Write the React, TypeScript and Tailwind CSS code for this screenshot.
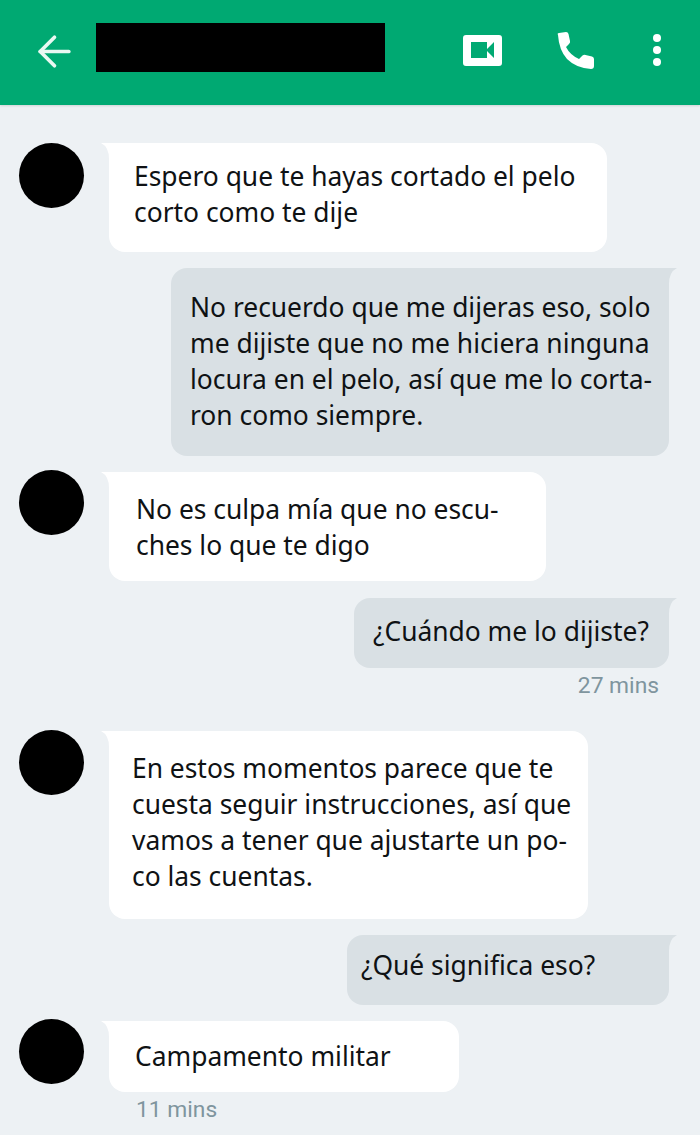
import { ArrowLeft } from "lucide-react";

type Message = {
  id: string;
  lines: string[];
  fromMe?: boolean;
  time?: string;
  rowClass: string;
  bubbleClass: string;
};

const messages: Message[] = [
  {
    id: "m1",
    lines: ["Espero que te hayas cortado el pelo", "corto como te dije"],
    rowClass: "mt-[38px]",
    bubbleClass: "w-[498px] h-[109px] pl-[25px] pt-[15px]",
  },
  {
    id: "m2",
    fromMe: true,
    lines: [
      "No recuerdo que me dijeras eso, solo",
      "me dijiste que no me hiciera ninguna",
      "locura en el pelo, así que me lo corta-",
      "ron como siempre.",
    ],
    rowClass: "mt-[16px]",
    bubbleClass: "w-[498px] h-[188px] pl-[19px] pt-[21px]",
  },
  {
    id: "m3",
    lines: ["No es culpa mía que no escu-", "ches lo que te digo"],
    rowClass: "mt-[14px]",
    bubbleClass: "mt-[2px] w-[437px] h-[109px] pl-[27px] pt-[19px]",
  },
  {
    id: "m4",
    fromMe: true,
    lines: ["¿Cuándo me lo dijiste?"],
    time: "27 mins",
    rowClass: "mt-[17px]",
    bubbleClass: "w-[315px] h-[70px] pl-[19px] pt-[15px]",
  },
  {
    id: "m5",
    lines: [
      "En estos momentos parece que te",
      "cuesta seguir instrucciones, así que",
      "vamos a tener que ajustarte un po-",
      "co las cuentas.",
    ],
    rowClass: "mt-[30px]",
    bubbleClass: "mt-[1px] w-[479px] h-[188px] pl-[23px] pt-[19px]",
  },
  {
    id: "m6",
    fromMe: true,
    lines: ["¿Qué significa eso?"],
    rowClass: "mt-[16px]",
    bubbleClass: "w-[322px] h-[70px] pl-[14px] pt-[12px]",
  },
  {
    id: "m7",
    lines: ["Campamento militar"],
    time: "11 mins",
    rowClass: "mt-[14px]",
    bubbleClass: "mt-[2px] w-[350px] h-[71px] pl-[26px] pt-[17px]",
  },
];

function Bubble({ message }: { message: Message }) {
  const tone = message.fromMe ? "bg-[#d9e0e4]" : "bg-white";
  return (
    <div
      className={`relative rounded-[16px] text-[26.4px] leading-[36px] text-[#0f1214] [font-variant-ligatures:none] ${tone} ${message.bubbleClass}`}
    >
      {message.fromMe ? (
        <svg className="absolute -right-[8px] top-0" width="24" height="16" viewBox="0 0 24 16" aria-hidden>
          <path d="M0 0H24Q16 4 16 16H0Z" fill="#d9e0e4" />
        </svg>
      ) : (
        <svg className="absolute -left-[8px] top-0" width="24" height="16" viewBox="0 0 24 16" aria-hidden>
          <path d="M24 0H0Q8 4 8 16H24Z" fill="#ffffff" />
        </svg>
      )}
      {message.lines.map((line) => (
        <p key={line} className="relative whitespace-nowrap">
          {line}
        </p>
      ))}
    </div>
  );
}

function Row({ message }: { message: Message }) {
  if (message.fromMe) {
    return (
      <div className={message.rowClass}>
        <div className="flex justify-end pr-[31px]">
          <Bubble message={message} />
        </div>
        {message.time ? (
          <p className="mt-[4px] pr-[41px] text-right font-['Roboto',sans-serif] text-[22.8px] leading-[28px] text-[#7f959e]">
            {message.time}
          </p>
        ) : null}
      </div>
    );
  }

  return (
    <div className={message.rowClass}>
      <div className="flex items-start pl-[19px]">
        <div className="h-[65px] w-[65px] shrink-0 rounded-full bg-black" />
        <div className="ml-[25px]">
          <Bubble message={message} />
        </div>
      </div>
      {message.time ? (
        <p className="mt-[4px] pl-[136px] font-['Roboto',sans-serif] text-[22.8px] leading-[28px] text-[#7f959e]">
          {message.time}
        </p>
      ) : null}
    </div>
  );
}

export default function App() {
  return (
    <div className="h-[1135px] w-[700px] overflow-hidden bg-[#edf1f4] font-['Noto_Sans','Lato',sans-serif]">
      <header className="flex h-[105px] items-start bg-[#00a972] shadow-[0_1px_2px_rgba(0,0,0,0.12)]">
        <ArrowLeft className="ml-[30px] mt-[27px] h-[49px] w-[49px] text-[#e9f8f2]" strokeWidth={1.8} aria-hidden />
        <div className="ml-[17px] mt-[23px] h-[49px] w-[289px] bg-black" />
        <svg className="ml-[78px] mt-[35px]" width="39" height="31" viewBox="0 0 39 31" aria-hidden>
          <path
            fillRule="evenodd"
            d="M3 0H36Q39 0 39 3V28Q39 31 36 31H3Q0 31 0 28V3Q0 0 3 0ZM8 7V23H24V16L31 23V7L24 14V7Z"
            fill="#ffffff"
          />
        </svg>
        <svg className="ml-[54px] mt-[32px]" width="38" height="37" viewBox="0 0 38 37" aria-hidden>
          <path
            d="M2 3Q1 1 3 1L10 0Q12 0 12.500 2L14 9Q14.500 10.500 13 12L10 15Q14 23 23 27L26.500 23.500Q28 22.500 29.500 23L36 24.500Q38 25 38 27V34Q38 37 35 37Q20 36 11 27Q3 18 2 3Z"
            fill="#ffffff"
          />
        </svg>
        <div className="ml-[59px] mt-[34px] flex flex-col gap-[4px]">
          <span className="h-[8px] w-[8px] rounded-full bg-white" />
          <span className="h-[8px] w-[8px] rounded-full bg-white" />
          <span className="h-[8px] w-[8px] rounded-full bg-white" />
        </div>
      </header>

      {messages.map((message) => (
        <Row key={message.id} message={message} />
      ))}
    </div>
  );
}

======

### Objective
Repeat the material above in full and exactly, omitting the pictures.

### Full solution
Write the React, TypeScript and Tailwind CSS code for this screenshot.
import { ArrowLeft } from "lucide-react";

type Message = {
  id: string;
  lines: string[];
  fromMe?: boolean;
  time?: string;
  rowClass: string;
  bubbleClass: string;
};

const messages: Message[] = [
  {
    id: "m1",
    lines: ["Espero que te hayas cortado el pelo", "corto como te dije"],
    rowClass: "mt-[38px]",
    bubbleClass: "w-[498px] h-[109px] pl-[25px] pt-[15px]",
  },
  {
    id: "m2",
    fromMe: true,
    lines: [
      "No recuerdo que me dijeras eso, solo",
      "me dijiste que no me hiciera ninguna",
      "locura en el pelo, así que me lo corta-",
      "ron como siempre.",
    ],
    rowClass: "mt-[16px]",
    bubbleClass: "w-[498px] h-[188px] pl-[19px] pt-[21px]",
  },
  {
    id: "m3",
    lines: ["No es culpa mía que no escu-", "ches lo que te digo"],
    rowClass: "mt-[14px]",
    bubbleClass: "mt-[2px] w-[437px] h-[109px] pl-[27px] pt-[19px]",
  },
  {
    id: "m4",
    fromMe: true,
    lines: ["¿Cuándo me lo dijiste?"],
    time: "27 mins",
    rowClass: "mt-[17px]",
    bubbleClass: "w-[315px] h-[70px] pl-[19px] pt-[15px]",
  },
  {
    id: "m5",
    lines: [
      "En estos momentos parece que te",
      "cuesta seguir instrucciones, así que",
      "vamos a tener que ajustarte un po-",
      "co las cuentas.",
    ],
    rowClass: "mt-[30px]",
    bubbleClass: "mt-[1px] w-[479px] h-[188px] pl-[23px] pt-[19px]",
  },
  {
    id: "m6",
    fromMe: true,
    lines: ["¿Qué significa eso?"],
    rowClass: "mt-[16px]",
    bubbleClass: "w-[322px] h-[70px] pl-[14px] pt-[12px]",
  },
  {
    id: "m7",
    lines: ["Campamento militar"],
    time: "11 mins",
    rowClass: "mt-[14px]",
    bubbleClass: "mt-[2px] w-[350px] h-[71px] pl-[26px] pt-[17px]",
  },
];

function Bubble({ message }: { message: Message }) {
  const tone = message.fromMe ? "bg-[#d9e0e4]" : "bg-white";
  return (
    <div
      className={`relative rounded-[16px] text-[26.4px] leading-[36px] text-[#0f1214] [font-variant-ligatures:none] ${tone} ${message.bubbleClass}`}
    >
      {message.fromMe ? (
        <svg className="absolute -right-[8px] top-0" width="24" height="16" viewBox="0 0 24 16" aria-hidden>
          <path d="M0 0H24Q16 4 16 16H0Z" fill="#d9e0e4" />
        </svg>
      ) : (
        <svg className="absolute -left-[8px] top-0" width="24" height="16" viewBox="0 0 24 16" aria-hidden>
          <path d="M24 0H0Q8 4 8 16H24Z" fill="#ffffff" />
        </svg>
      )}
      {message.lines.map((line) => (
        <p key={line} className="relative whitespace-nowrap">
          {line}
        </p>
      ))}
    </div>
  );
}

function Row({ message }: { message: Message }) {
  if (message.fromMe) {
    return (
      <div className={message.rowClass}>
        <div className="flex justify-end pr-[31px]">
          <Bubble message={message} />
        </div>
        {message.time ? (
          <p className="mt-[4px] pr-[41px] text-right font-['Roboto',sans-serif] text-[22.8px] leading-[28px] text-[#7f959e]">
            {message.time}
          </p>
        ) : null}
      </div>
    );
  }

  return (
    <div className={message.rowClass}>
      <div className="flex items-start pl-[19px]">
        <div className="h-[65px] w-[65px] shrink-0 rounded-full bg-black" />
        <div className="ml-[25px]">
          <Bubble message={message} />
        </div>
      </div>
      {message.time ? (
        <p className="mt-[4px] pl-[136px] font-['Roboto',sans-serif] text-[22.8px] leading-[28px] text-[#7f959e]">
          {message.time}
        </p>
      ) : null}
    </div>
  );
}

export default function App() {
  return (
    <div className="h-[1135px] w-[700px] overflow-hidden bg-[#edf1f4] font-['Noto_Sans','Lato',sans-serif]">
      <header className="flex h-[105px] items-start bg-[#00a972] shadow-[0_1px_2px_rgba(0,0,0,0.12)]">
        <ArrowLeft className="ml-[30px] mt-[27px] h-[49px] w-[49px] text-[#e9f8f2]" strokeWidth={1.8} aria-hidden />
        <div className="ml-[17px] mt-[23px] h-[49px] w-[289px] bg-black" />
        <svg className="ml-[78px] mt-[35px]" width="39" height="31" viewBox="0 0 39 31" aria-hidden>
          <path
            fillRule="evenodd"
            d="M3 0H36Q39 0 39 3V28Q39 31 36 31H3Q0 31 0 28V3Q0 0 3 0ZM8 7V23H24V16L31 23V7L24 14V7Z"
            fill="#ffffff"
          />
        </svg>
        <svg className="ml-[54px] mt-[32px]" width="38" height="37" viewBox="0 0 38 37" aria-hidden>
          <path
            d="M2 3Q1 1 3 1L10 0Q12 0 12.500 2L14 9Q14.500 10.500 13 12L10 15Q14 23 23 27L26.500 23.500Q28 22.500 29.500 23L36 24.500Q38 25 38 27V34Q38 37 35 37Q20 36 11 27Q3 18 2 3Z"
            fill="#ffffff"
          />
        </svg>
        <div className="ml-[59px] mt-[34px] flex flex-col gap-[4px]">
          <span className="h-[8px] w-[8px] rounded-full bg-white" />
          <span className="h-[8px] w-[8px] rounded-full bg-white" />
          <span className="h-[8px] w-[8px] rounded-full bg-white" />
        </div>
      </header>

      {messages.map((message) => (
        <Row key={message.id} message={message} />
      ))}
    </div>
  );
}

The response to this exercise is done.